BAE Systems has submitted its proposal to the U.S. Army to build and test the Mobile Protected Firepower (MPF) vehicle [BAE Systems/Fox News]

When we last checked in with the U.S. Army’s Mobile Protected Firepower (MPF) program—an effort to quickly field a new light tank lightweight armored vehicle with a long-range direct fire capability—Request for Proposals (RFPs) were expected by November 2017 and the first samples by April 2018. It now appears the first MPF prototypes will not be delivered before mid-2020 at the earliest.

According to a recent report by Kris Osborn on Warrior Maven, “The service expects to award two Engineering Manufacturing and Development (EMD) deals by 2019 as part of an initial step to building prototypes from multiple vendors, service officials said. Army statement said initial prototypes are expected within 14 months of a contract award.”

Part of the delay appears to stem from uncertainty about requirements. As Osborn reported, “For the Army, the [MPF} effort involves what could be described as a dual-pronged acquisition strategy in that it seeks to leverage currently available or fast emerging technology while engineering the vehicle with an architecture such that it can integrate new weapons and systems as they emerge over time.”

Among the technologies the Army will seek to integrate into the MPF are a lightweight, heavy caliber main gun, lightweight armor composites, active protection systems, a new generation of higher-resolution targeting sensors, greater computer automation, and artificial intelligence.

Osborn noted that

the Army’s Communications Electronics Research, Development and Engineering Center (CERDEC) is already building prototype sensors – with this in mind. In particular, this early work is part of a longer-range effort to inform the Army’s emerging Next-Generation Combat Vehicle (NGCV). The NGCV, expected to become an entire fleet of armored vehicles, is now being explored as something to emerge in the late 2020s or early 2030s.

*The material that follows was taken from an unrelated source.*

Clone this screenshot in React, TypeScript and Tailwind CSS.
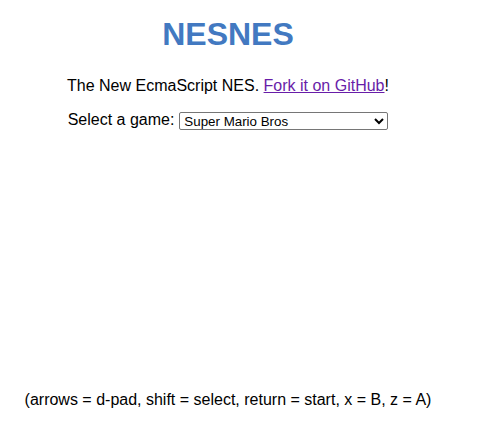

These evolving requirements are already impacting the Army’s approach to fielding MPF. It originally intended to “do acquisition differently to deliver capability quickly.” MPF program director Major General David Bassett declared in October 2017, “We expect to be delivering prototypes off of that program effort within 15 months of contract award…and getting it in the hands of an evaluation unit six months after that — rapid!

It is now clear the Army won’t be meeting that schedule after all. Stay tuned.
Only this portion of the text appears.